Tuesday, January 22, 2008

On Writing: Characterization

In fiction, what makes for good characterization? There are as many answers to this question as there are readers. Let’s face it – we all have our personal preferences.

I write character-driven fiction. Meaning, the things that happen in the stories I write are determined in a large part by the characters themselves. Their quirks, their foibles, their dreams, their fears, their love, their loathing, their arrogance, their denials. I have to know the inner worlds of all of my characters in order to know how they will react to a given catalyst. The forks they choose determine the next stop along the road, which presents a new set of choices, then another, and another. Infinite possibilities.

Other authors will tell you they write plot-driven tales into which they drop a very carefully selected character. Neither method is better than the alternative. It all depends on what works for the author in question.

Whichever method you choose, it’s important to remember one thing about the characters you are creating: in another world—their world, however fictional—they are real. Or they should be. They have lives that revolve around them, lives filled with people they like, people they love, and people who rub them the wrong way for oh-so-many-reasons. They have hopes for their future, dreams they have forgotten, and regrets that run too deep to be forgotten so easily. Early in her adult years, a woman might be in a maiden stage of her life, where love and the mating game rules her thoughts. The men she chooses to tarry with reflect back upon her, how she feels about herself and the way she fits into the world.

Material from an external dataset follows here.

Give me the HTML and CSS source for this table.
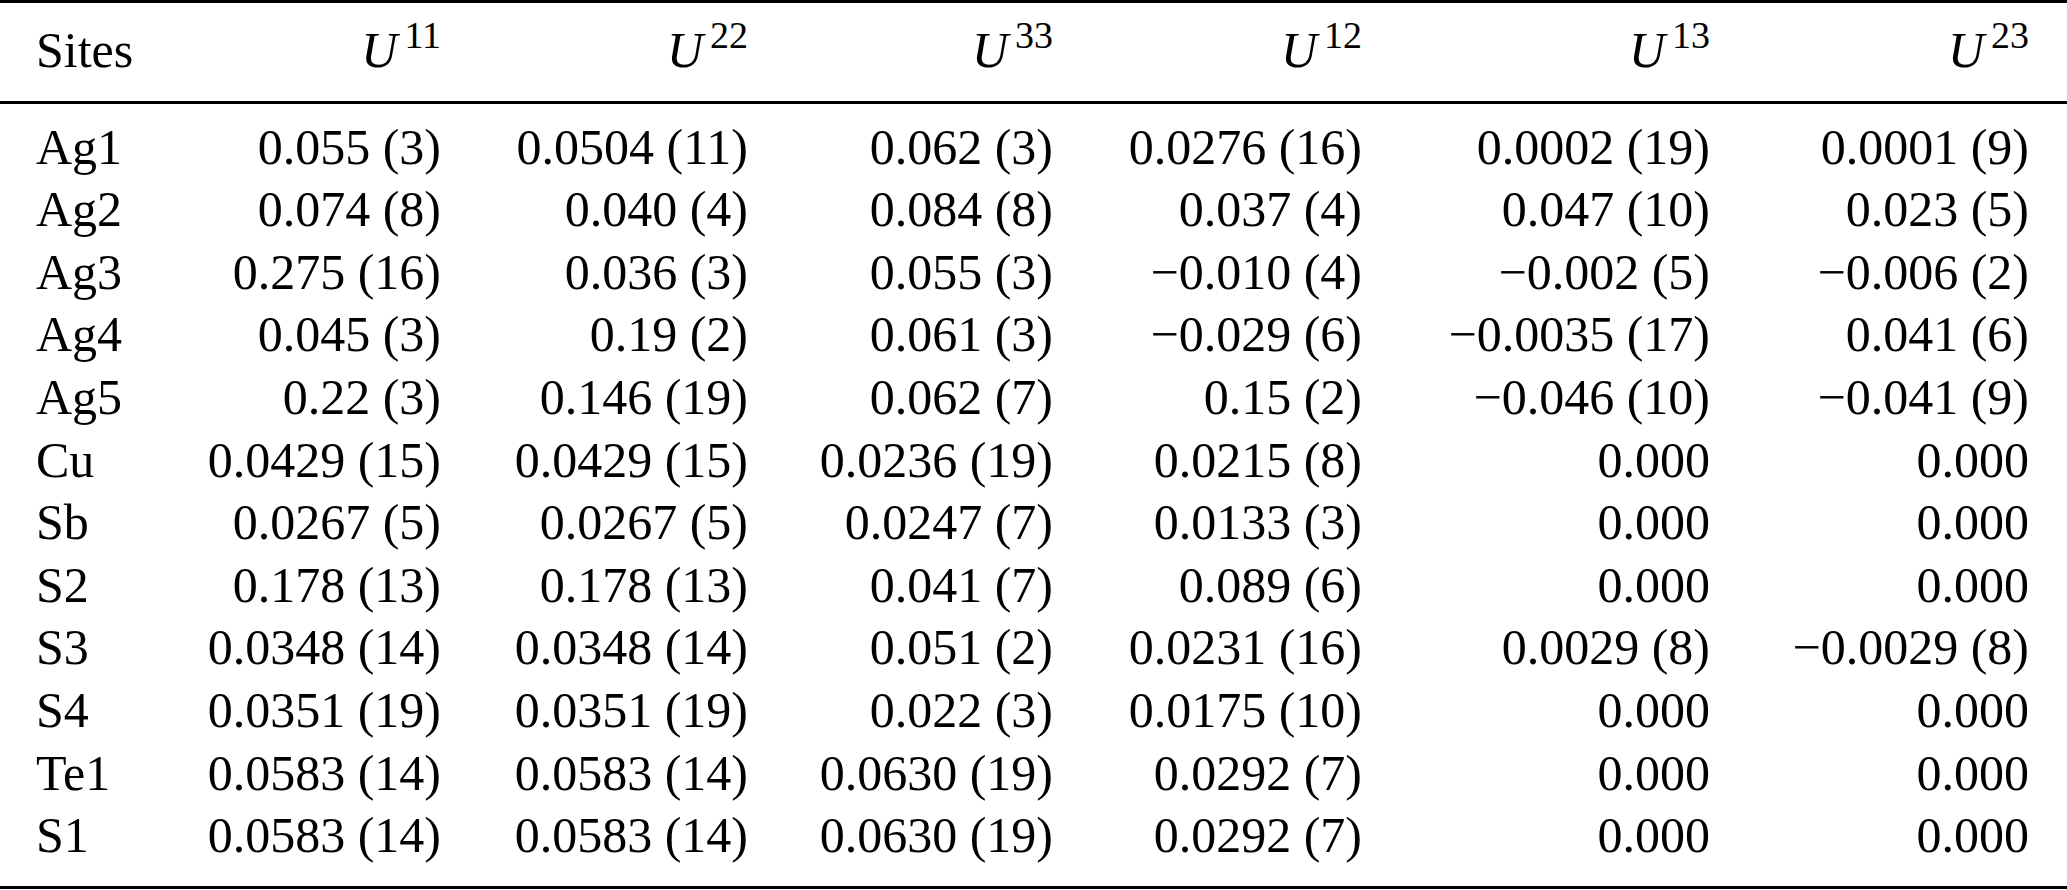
FILE: index.html
```html
<!DOCTYPE html>
<html>
<head>
<meta charset="utf-8">
<link rel="stylesheet" href="styles.css">
</head>
<body>
<table class="utab">
<colgroup>
<col class="col-site">
<col class="col-u11">
<col class="col-u22">
<col class="col-u33">
<col class="col-u12">
<col class="col-u13">
<col class="col-u23">
</colgroup>
<thead>
<tr>
<th>Sites</th>
<th><span class="u">U</span><sup>11</sup></th>
<th><span class="u">U</span><sup>22</sup></th>
<th><span class="u">U</span><sup>33</sup></th>
<th><span class="u">U</span><sup>12</sup></th>
<th><span class="u">U</span><sup>13</sup></th>
<th><span class="u">U</span><sup>23</sup></th>
</tr>
</thead>
<tbody>
<tr class="first"><td>Ag1</td><td>0.055 (3)</td><td>0.0504 (11)</td><td>0.062 (3)</td><td>0.0276 (16)</td><td>0.0002 (19)</td><td>0.0001 (9)</td></tr>
<tr><td>Ag2</td><td>0.074 (8)</td><td>0.040 (4)</td><td>0.084 (8)</td><td>0.037 (4)</td><td>0.047 (10)</td><td>0.023 (5)</td></tr>
<tr><td>Ag3</td><td>0.275 (16)</td><td>0.036 (3)</td><td>0.055 (3)</td><td>−0.010 (4)</td><td>−0.002 (5)</td><td>−0.006 (2)</td></tr>
<tr><td>Ag4</td><td>0.045 (3)</td><td>0.19 (2)</td><td>0.061 (3)</td><td>−0.029 (6)</td><td>−0.0035 (17)</td><td>0.041 (6)</td></tr>
<tr><td>Ag5</td><td>0.22 (3)</td><td>0.146 (19)</td><td>0.062 (7)</td><td>0.15 (2)</td><td>−0.046 (10)</td><td>−0.041 (9)</td></tr>
<tr><td>Cu</td><td>0.0429 (15)</td><td>0.0429 (15)</td><td>0.0236 (19)</td><td>0.0215 (8)</td><td>0.000</td><td>0.000</td></tr>
<tr><td>Sb</td><td>0.0267 (5)</td><td>0.0267 (5)</td><td>0.0247 (7)</td><td>0.0133 (3)</td><td>0.000</td><td>0.000</td></tr>
<tr><td>S2</td><td>0.178 (13)</td><td>0.178 (13)</td><td>0.041 (7)</td><td>0.089 (6)</td><td>0.000</td><td>0.000</td></tr>
<tr><td>S3</td><td>0.0348 (14)</td><td>0.0348 (14)</td><td>0.051 (2)</td><td>0.0231 (16)</td><td>0.0029 (8)</td><td>−0.0029 (8)</td></tr>
<tr><td>S4</td><td>0.0351 (19)</td><td>0.0351 (19)</td><td>0.022 (3)</td><td>0.0175 (10)</td><td>0.000</td><td>0.000</td></tr>
<tr><td>Te1</td><td>0.0583 (14)</td><td>0.0583 (14)</td><td>0.0630 (19)</td><td>0.0292 (7)</td><td>0.000</td><td>0.000</td></tr>
<tr class="last"><td>S1</td><td>0.0583 (14)</td><td>0.0583 (14)</td><td>0.0630 (19)</td><td>0.0292 (7)</td><td>0.000</td><td>0.000</td></tr>
</tbody>
</table>
</body>
</html>
```
FILE: styles.css
```css
html, body {
  margin: 0;
  padding: 0;
  background: #ffffff;
}
body {
  width: 2067px;
  height: 890px;
  overflow: hidden;
  color: #000000;
  font-family: "Liberation Serif", "Times New Roman", serif;
}
.utab {
  width: 2067px;
  table-layout: fixed;
  border-collapse: separate;
  border-spacing: 0;
  border-top: 3px solid #000;
  border-bottom: 3px solid #000;
  font-size: 50px;
  line-height: 62.6px;
}
.col-site { width: 153px; }
.col-u11 { width: 288px; }
.col-u22 { width: 307px; }
.col-u33 { width: 305px; }
.col-u12 { width: 309px; }
.col-u13 { width: 348px; }
.col-u23 { width: 357px; }
.utab th, .utab td {
  padding: 0;
  text-align: right;
  white-space: nowrap;
  font-weight: normal;
}
.utab th:first-child, .utab td:first-child {
  text-align: left;
  padding-left: 36px;
}
.utab th:last-child, .utab td:last-child {
  padding-right: 38px;
}
.utab thead th {
  padding-top: 16px;
  padding-bottom: 19px;
  border-bottom: 3px solid #000;
}
.utab .first td { padding-top: 12px; }
.utab .last td { padding-bottom: 19px; }
.u {
  font-style: italic;
}
.utab sup {
  font-size: 38px;
  line-height: 0;
  vertical-align: 19px;
  margin-left: 7px;
}
```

Or perhaps she moves quickly into the mother stage, where nurturing and taking responsibility for those around her takes all of her time and energy. Is she married, and if so, what kind of man did she choose as her lifemate? Is he strong and protective, willing to risk life and limb and personal dreams in order to support his family? Or is he still stuck in a rut {pun intended, heh}, playing reindeer games best left to those without ties? What paths do they choose, together and separately? How do they relate to those around them, and why? Or perhaps your female lead is moving into the crone years. Her nest is empty of any children she’s raised, and her life might now be stretching before her. Is it filled with possibilities, or do her regrets swell to unbearable levels? Has her marriage stood the test of time, or is she alone, and how does she feel about it? Is she watching the world pass her by and wondering why she can’t fall into step, too? Or is she making her own way, taking time for herself, dreaming again the dreams she might have set aside?

So many possibilities.

As for me, the characters that whisper their tales in the night are why I am a writer. Their lives intrigue me enough to want to find out what happens next. Some characters are like best friends, others make me roll my eyes. The actions of a few make me cringe, while others make me want to shake my head and gnash my teeth. But always, their humanity is what I find most fascinating.

So, yeah. Paint mine in bright colors, please. Make them laugh. Make them cry. Make them rejoice. Make them regret. Make them happy, sad, reluctant, zealous, driven, alcoholic, workaholic, commitment-phobic, animal loving, meat-eating, nookie addicted, shopping frenzied, bill worried, what have you...

Just make ‘em real.

Love to all,

Mad {madly!}

1 comment:

AZ said...

This was fascinating. It's so wonderful to see an author as a real person with all sorts of this and that in her life. The little peek at your inner life was a treat!